Dear Jose, thank you for reading my essay an commenting on it. I respect your considerations, although i do not automatically share them.
Let me explain why i do not automatically share them.
I don't think that logics necessarily does require an explanation of the existence of 'the more potent conscious agent'. The reason is twofold. Firstly, if time and space are not fundamental, logics requires the assumption that there should be a realm beyond space and time. In your essay, you take space and time as fundamental. If true, then logics would require one to ask what created the 'more potent conscious agent' in time. But since your framework is causally closed hermetically, this question does not make sense, along with the assumption that a 'God' could be possible or would be needed as an explanation of all the questions that can be posed by conscious beings.
Secondly, whether or not space and time are fundamental, one has to presuppose certain assumptions to be given. In your essay, this is an enternally pulsating universe. In my opinion, logics does require an explanation of how an uncaused eternal universe shoule come into being, since the framework within your assumed universe deals explicitly only with physical causes and effects in time. Even if one assumes space and time as not fundamental, logic would require to explain how the abstract mechanisms came into being that facilitated space and time.
In the case of assuming 'God' to be existent and space and time are not fundamental (as i do), one is logically forced to assume that 'God' is an eternal fact (there would be no need to install a 'much more potent conscious agent' to explain what brought 'God' into existence, because God is considered by me as beyond physical time) same as you assume that a pulsating universe is an eternal fact, or some quantum physicists assume that the rules of quantum mechanics are an abstract eternal fact.

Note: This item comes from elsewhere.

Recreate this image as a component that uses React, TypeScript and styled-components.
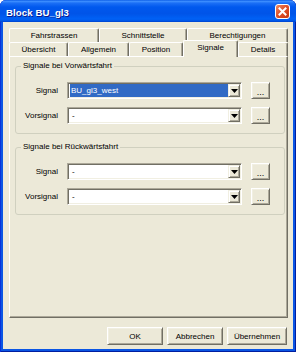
import React from "react";
import styled, { createGlobalStyle } from "styled-components";

const Global = createGlobalStyle`
  html, body { margin: 0; padding: 0; background: #ffffff; }
  body { font-family: "Liberation Sans", Arial, sans-serif; font-size: 8px; color: #000; }
  #root { width: 296px; height: 352px; }
`;

const Window = styled.div`
  width: 296px;
  height: 352px;
  box-sizing: border-box;
  display: flex;
  flex-direction: column;
  background: #0a55e4;
  border-radius: 6px 6px 0 0;
  box-shadow: inset 1px 0 0 #0831d9, inset -1px 0 0 #001ea0, inset 0 -1px 0 #001ea0;
  overflow: hidden;
`;

const TitleBar = styled.div`
  flex: 0 0 22px;
  box-sizing: border-box;
  display: flex;
  align-items: center;
  justify-content: space-between;
  padding: 1px 6px 0 6px;
  background: linear-gradient(
    to bottom,
    #0a5ce6 0%,
    #3d8eff 6%,
    #1b6ff6 14%,
    #0058ee 32%,
    #0054e8 62%,
    #0061f5 86%,
    #0057e8 94%,
    #0042cc 100%
  );
  border-radius: 6px 6px 0 0;
`;

const Title = styled.span`
  color: #ffffff;
  font-weight: bold;
  font-size: 9.6px;
  letter-spacing: 0.1px;
  text-shadow: 1px 1px 0 #0a1b8c;
  padding-top: 2px;
`;

const CloseButton = styled.div`
  width: 15px;
  height: 15px;
  box-sizing: border-box;
  border: 1px solid #ffffff;
  border-radius: 3px;
  background: linear-gradient(135deg, #ee8b63 0%, #e0522a 45%, #c9380f 100%);
  display: flex;
  align-items: center;
  justify-content: center;
`;

const Client = styled.div`
  flex: 1;
  margin: 0 3px 3px 3px;
  background: #ece9d8;
  box-sizing: border-box;
  padding: 6px 5px 4px 6px;
  display: flex;
  flex-direction: column;
`;

const Tabs = styled.div`
  display: flex;
  flex-direction: column;
`;

const TabRow = styled.div`
  display: flex;
  height: 14px;
`;

const Tab = styled.div<{ $w: number; $active?: boolean }>`
  width: ${(p) => p.$w}px;
  flex: 0 0 ${(p) => p.$w}px;
  box-sizing: border-box;
  border-top: 1px solid #ffffff;
  border-left: 1px solid #ffffff;
  border-right: 1px solid #716f64;
  border-radius: 2px 2px 0 0;
  box-shadow: inset -1px 0 0 #aca899;
  background: #ece9d8;
  display: flex;
  align-items: center;
  justify-content: center;
  white-space: nowrap;
  font-size: 8px;
  ${(p) =>
    p.$active
      ? `
    height: 17px;
    margin-top: -2px;
    align-self: flex-start;
    padding-bottom: 3px;
    position: relative;
    z-index: 1;
  `
      : ""}
`;

const Panel = styled.div`
  height: 262px;
  box-sizing: border-box;
  border: 1px solid;
  border-color: #ffffff #716f64 #716f64 #ffffff;
  box-shadow: inset -1px -1px 0 #aca899;
  padding: 4px 2px 0 5px;
  display: flex;
  flex-direction: column;
`;

const GroupBox = styled.fieldset`
  margin: 0;
  padding: 11px 0 9px 0;
  border: 1px solid #d0d0bf;
  border-radius: 3px;
  min-width: 0;
  & + & {
    margin-top: 8px;
  }
`;

const Legend = styled.legend`
  padding: 0 2px;
  margin-left: 5px;
  font-size: 8px;
  line-height: 10px;
  color: #000;
`;

const FieldRow = styled.div`
  display: grid;
  grid-template-columns: 42px 175px 19px;
  column-gap: 9px;
  align-items: center;
  & + & {
    margin-top: 8px;
  }
`;

const Label = styled.span`
  text-align: right;
  font-size: 8px;
  white-space: nowrap;
`;

const Combo = styled.div`
  height: 17px;
  box-sizing: border-box;
  border: 1px solid;
  border-color: #aca899 #ffffff #ffffff #aca899;
  box-shadow: inset 1px 1px 0 #716f64, inset -1px -1px 0 #f1efe2;
  background: #ffffff;
  padding: 1px;
  display: flex;
`;

const ComboText = styled.div<{ $selected?: boolean }>`
  flex: 1;
  display: flex;
  align-items: center;
  padding-left: ${(p) => (p.$selected ? "1px" : "2px")};
  font-size: 8px;
  background: ${(p) => (p.$selected ? "#316ac5" : "transparent")};
  color: ${(p) => (p.$selected ? "#ffffff" : "#000000")};
  margin-left: 1px;
`;

const DropButton = styled.div`
  width: 12px;
  box-sizing: border-box;
  border: 1px solid;
  border-color: #f1efe2 #716f64 #716f64 #f1efe2;
  box-shadow: inset 1px 1px 0 #ffffff, inset -1px -1px 0 #aca899;
  background: #ece9d8;
  display: flex;
  align-items: center;
  justify-content: center;
`;

const RaisedButton = styled.div<{ $w: number; $h: number; $dots?: boolean }>`
  width: ${(p) => p.$w}px;
  height: ${(p) => p.$h}px;
  box-sizing: border-box;
  border: 1px solid;
  border-color: #ffffff #716f64 #716f64 #ffffff;
  box-shadow: inset 1px 1px 0 #f1efe2, inset -1px -1px 0 #aca899;
  background: #ece9d8;
  display: flex;
  align-items: center;
  justify-content: center;
  font-size: ${(p) => (p.$dots ? "9px" : "8px")};
  padding-top: ${(p) => (p.$dots ? "2px" : "0")};
  white-space: nowrap;
`;

const ButtonRow = styled.div`
  margin-top: 9px;
  padding-right: 1px;
  display: flex;
  justify-content: flex-end;
  gap: 4px;
`;

const Arrow = () => (
  <svg width="7" height="4" viewBox="0 0 7 4">
    <polygon points="0,0 7,0 3.5,4" fill="#000" />
  </svg>
);

const CloseX = () => (
  <svg width="9" height="9" viewBox="0 0 9 9">
    <path d="M1.5 1.5 L7.5 7.5 M7.5 1.5 L1.5 7.5" stroke="#fff" strokeWidth="2" strokeLinecap="square" />
  </svg>
);

type FieldProps = { label: string; value: string; selected?: boolean };

const Field = ({ label, value, selected }: FieldProps) => (
  <FieldRow>
    <Label>{label}</Label>
    <Combo>
      <ComboText $selected={selected}>{value}</ComboText>
      <DropButton>
        <Arrow />
      </DropButton>
    </Combo>
    <RaisedButton $w={19} $h={17} $dots>...</RaisedButton>
  </FieldRow>
);

const backTabs = [
  { t: "Fahrstrassen", w: 90 },
  { t: "Schnittstelle", w: 88 },
  { t: "Berechtigungen", w: 101 },
];

const frontTabs = [
  { t: "Übersicht", w: 59 },
  { t: "Allgemein", w: 61 },
  { t: "Position", w: 54 },
  { t: "Signale", w: 55, active: true },
  { t: "Details", w: 50 },
];

export default function App() {
  return (
    <>
      <Global />
      <Window>
        <TitleBar>
          <Title>Block BU_gl3</Title>
          <CloseButton>
            <CloseX />
          </CloseButton>
        </TitleBar>
        <Client>
          <Tabs>
            <TabRow>
              {backTabs.map((t) => (
                <Tab key={t.t} $w={t.w}>
                  {t.t}
                </Tab>
              ))}
            </TabRow>
            <TabRow>
              {frontTabs.map((t) => (
                <Tab key={t.t} $w={t.w} $active={t.active}>
                  {t.t}
                </Tab>
              ))}
            </TabRow>
          </Tabs>
          <Panel>
            <GroupBox>
              <Legend>Signale bei Vorwärtsfahrt</Legend>
              <Field label="Signal" value="BU_gl3_west" selected />
              <Field label="Vorsignal" value="-" />
            </GroupBox>
            <GroupBox>
              <Legend>Signale bei Rückwärtsfahrt</Legend>
              <Field label="Signal" value="-" />
              <Field label="Vorsignal" value="-" />
            </GroupBox>
          </Panel>
          <ButtonRow>
            <RaisedButton $w={56} $h={18}>OK</RaisedButton>
            <RaisedButton $w={56} $h={18}>Abbrechen</RaisedButton>
            <RaisedButton $w={60} $h={18}>Übernehmen</RaisedButton>
          </ButtonRow>
        </Client>
      </Window>
    </>
  );
}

In ALL scenarios i mentioned, one thing surely remaines unexplained, namely how it can be that there exists logics at all to come to some meaningful - and sometimes even true - conclusions about the world. By meaningful, i also mean that logics is able to facilitate consistent relationships at all, independent of wether they meet reality at all or not. Additionally, in ALL scenarios i mentioned, the possible assumptions or conclusions cannot be proven or falsified rigourosly. All our tools, including logics, are not sufficient to enable the provability of such assumptions.
In a strictly deterministic, physically closed universe, healing is a matter of certain physical properties interacting with each other according to some (mathematical) governing laws. Beliefs would have no causal powers. But i see no logical reason to believe the possibility that physicalism is all there is.